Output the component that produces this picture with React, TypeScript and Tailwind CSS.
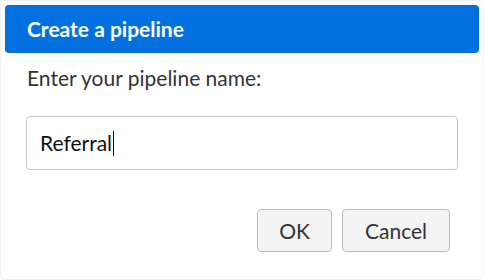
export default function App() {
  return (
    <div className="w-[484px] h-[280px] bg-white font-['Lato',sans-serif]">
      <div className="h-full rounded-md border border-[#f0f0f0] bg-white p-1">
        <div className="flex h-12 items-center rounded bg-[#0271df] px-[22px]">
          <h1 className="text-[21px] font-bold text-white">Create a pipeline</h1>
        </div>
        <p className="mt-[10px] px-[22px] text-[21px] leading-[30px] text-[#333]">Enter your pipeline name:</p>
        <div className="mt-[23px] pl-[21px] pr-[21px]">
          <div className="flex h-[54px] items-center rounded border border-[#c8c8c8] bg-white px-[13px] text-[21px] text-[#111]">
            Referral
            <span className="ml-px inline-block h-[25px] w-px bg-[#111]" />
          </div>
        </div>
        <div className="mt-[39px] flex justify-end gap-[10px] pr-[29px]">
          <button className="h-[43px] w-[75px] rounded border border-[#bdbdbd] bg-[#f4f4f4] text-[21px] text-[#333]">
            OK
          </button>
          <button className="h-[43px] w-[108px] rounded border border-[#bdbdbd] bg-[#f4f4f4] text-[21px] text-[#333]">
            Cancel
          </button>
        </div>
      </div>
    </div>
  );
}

• PROMPT
Write out the full set of lines verbatim, without the pictures.

• THE REPLY
Output the component that produces this picture with React, TypeScript and Tailwind CSS.
export default function App() {
  return (
    <div className="w-[484px] h-[280px] bg-white font-['Lato',sans-serif]">
      <div className="h-full rounded-md border border-[#f0f0f0] bg-white p-1">
        <div className="flex h-12 items-center rounded bg-[#0271df] px-[22px]">
          <h1 className="text-[21px] font-bold text-white">Create a pipeline</h1>
        </div>
        <p className="mt-[10px] px-[22px] text-[21px] leading-[30px] text-[#333]">Enter your pipeline name:</p>
        <div className="mt-[23px] pl-[21px] pr-[21px]">
          <div className="flex h-[54px] items-center rounded border border-[#c8c8c8] bg-white px-[13px] text-[21px] text-[#111]">
            Referral
            <span className="ml-px inline-block h-[25px] w-px bg-[#111]" />
          </div>
        </div>
        <div className="mt-[39px] flex justify-end gap-[10px] pr-[29px]">
          <button className="h-[43px] w-[75px] rounded border border-[#bdbdbd] bg-[#f4f4f4] text-[21px] text-[#333]">
            OK
          </button>
          <button className="h-[43px] w-[108px] rounded border border-[#bdbdbd] bg-[#f4f4f4] text-[21px] text-[#333]">
            Cancel
          </button>
        </div>
      </div>
    </div>
  );
}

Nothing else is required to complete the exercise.